Dans son propre travail poétique comme dans cette anthologie astucieusement fléchée, Anne-Marie Jeanjean ne cesse de détruire les statues de diverses commandeurs. Et contre l’apathie des anthologies trop “plates” — comme celle parue il y a quatre ans dans La Pléiade -, la poétesse et Shanshan Sun ont choisi des moments qui ne sont pas anodins (ils sont séparés par une béance parlante).
Entre les deux époques : un grand vide. Celui de l’ère maoïste où la poésie fut mise à la botte du politique puis détruite par une entreprise d’acculturation dont la Chine a eu du mal à se défaire : le mythe du Timonnier reste toujours rampant chez le nouveau maître de l’empire.
Anne-Marie Jeanjean et Shanshan Sun ont l’immense mérite de comprendre ce que la modernité veut dire. Tous les poètes choisis sont des sophistes plus que des rhéteurs. Il convient cependant de dégager le premier de ces termes de toutes les critiques qui l’entourent. Le sophiste est celui qui met l’accent sur un point majeur : tout être est effet du dire. Et ce qui intéresse les poètes retenus n’est pas “la” vérité mais comment elle se fabrique.
Une telle approche n’a donc rien de politique. Sous l’emprise du P.C. Chinois se crée en effet un lissage que les poètes de la modernité refusent. Pour eux, parler est un acte qui n’appartient pas à l’influence de maîtres à penser idéologiques. Les seuls qu’ils reconnaissent sont le réel, l’émotion qu’il provoque en se nourrissant de ce que les auteurs plus anciens en ont dit pour déplacer les horizons admis.
Dans cet ensemble — que pour notre part nous ne pouvons apprécier que dans sa traduction — quelques noms brillent : Xu Zhimo, Ai Qing, Ji Xian, Tan Zihao, Ya Shi nous parlent tant ils sont proches de nous. De tels poètes sont capables de saisir l’immense comme le minuscule. Et ils cultivent les mêmes préoccupations que nos poètes.
Il s’agit, d’un monde à l’autre, de faire reculer les zones de silence et les poches d’ombres. Cela ne peut passer par des diktats ou des slogans. Bref, de tels poètes — dont nous avons du mal à connaître l’écho dans leur pays — créent de nouvelles synthèses d’ignitions singulières en une forme d’actualisation de problèmes fondamentaux inhérents à l’être et son sens.
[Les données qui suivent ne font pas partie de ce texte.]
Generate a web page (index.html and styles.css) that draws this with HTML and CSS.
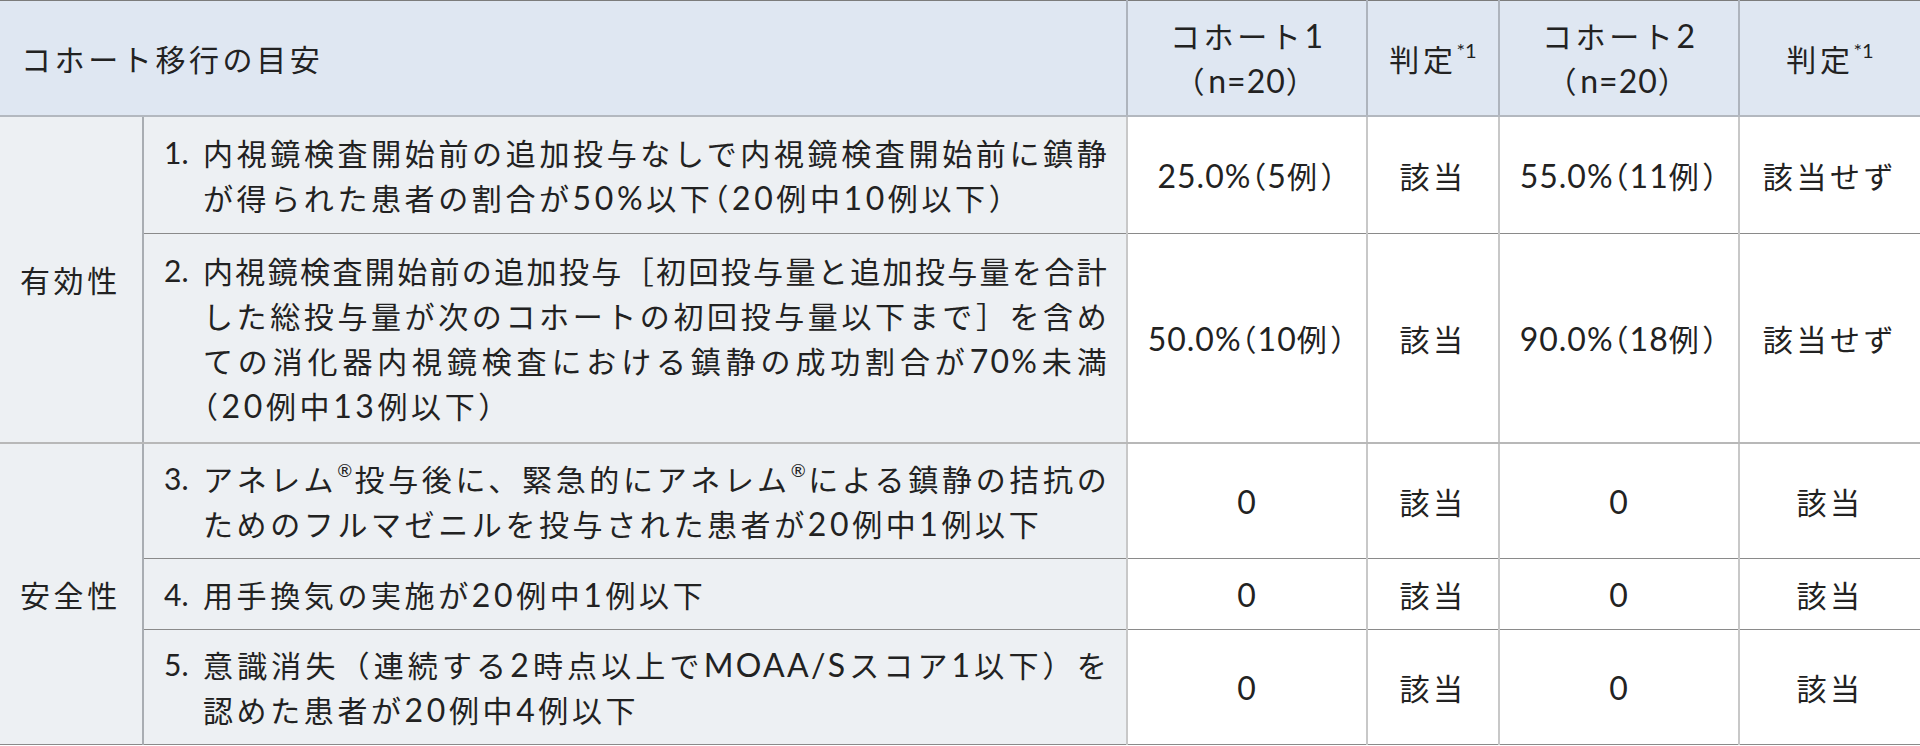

Ici, tout horizon recule sans s’abîmer dans les mers à l’est ou se dissout dans les montagnes à l’ouest. Dans le “Milieu” et son empire, les poètes élus créent une pression et une précipitation vers la présence de l’image, une conviction intime et un formidable appel à la liberté afin que des illuminations aient lieu.
jean-paul gavard-perret
Shanshan Sun & Anne-Marie Jeanjean, Anthologie de poésie chinoise — modernité 1917–1939 et 1987–2014, édition bilingue, coll. Levée d’Ancre, L’Harmattan, 2018, 192 p. — 19, 50 €.